Tuesday, 23 August 2016

Nicholas II’s Curiosity Touring through Different Homes (2)

Cupids, Cupids, Cupids! The Rococo period of cupids was beloved by the Imperial Family in the Winter Palace.

Hau’s 1860s watercolor (below) of the Hall of Cupids in the Children’s rooms on the 1st floor of the Winter Palace.

Ceiling of the Hall of Cupids today (below).

While researching the Rococo artists of the 1700s in the Winter Palace, I chanced upon a Potsdam conundrum. Was Nicholas II aware of it?

On Wednesday October 27th, 1899 Nicholas II and Alexandra arrived at 11 AM in Potsdam for the day, departing at 9 PM.

In his diary, Nicholas wrote “… At 3 PM Wilhelm took me in his two-seater around the park to remarkable places in Potsdam. Alix followed us behind with the Empress in a carriage. I exceedingly liked Sans-Souci of Frederick the Great. We also looked over the Babelberg Palace, where Wilhelm was living …”

The era of rococo palaces originated with Frederick the Great’s Sanssouci Palace. Sanssouci or Sans-Souci (without worry) is how we are accustomed to seeing it written. It is not how Frederick spelt it on the exterior of his palace in 1874
Photo (below) of the exterior of Sanssouci.

Forget Leo Mark’s codes, Bletchley, Enigma; many have attempted for centuries to decipher Frederick’s code. What do you think it means?
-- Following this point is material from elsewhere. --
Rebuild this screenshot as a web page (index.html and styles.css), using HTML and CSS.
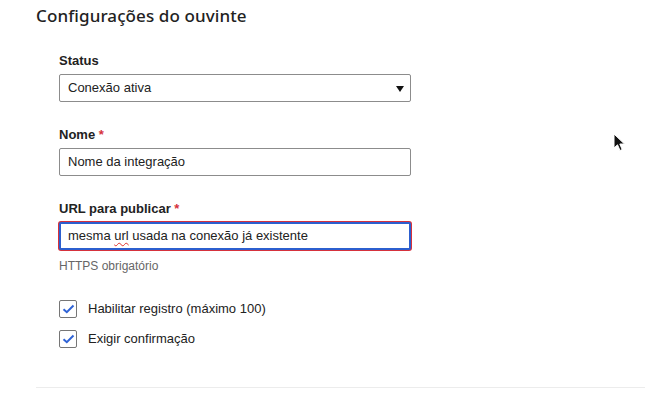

Another first for Sanssouci was the idea of a private library. The Rococo bucolic times of the 1700s resulted in the need ‘to study and learn to lift the burden of leisure’.

Photo (below) of the Private library in Sanssouci.


  1. I took a walking tour of Sanssouci a few years ago, and the guid gave a somewhat muddled explanation of the inscription above the door of the palace. She said the comma after "Sans" indicated that a word was missing, the word being "God." So the inscription really meant, "Without God, care." I've no idea how true this is.

  2. Although muddled explanation (I have different interpretation of Frederick's code!), how lucky you toured Sanssouci. Did you see the Neues Palais?

  3. Dutch Wiki has an interesing answer for 'sans,souci.'

    See for yourself: https://nl.m.wikipedia.org/wiki/Sanssouci

    Been there but did not know! Thans for another interesting post Joanna!

  4. Thank you. Dutch Wiki's explanation is similar to an historian's that I had heard about the French interpretation of the comma and period. An anagram that is still discussed centuries later!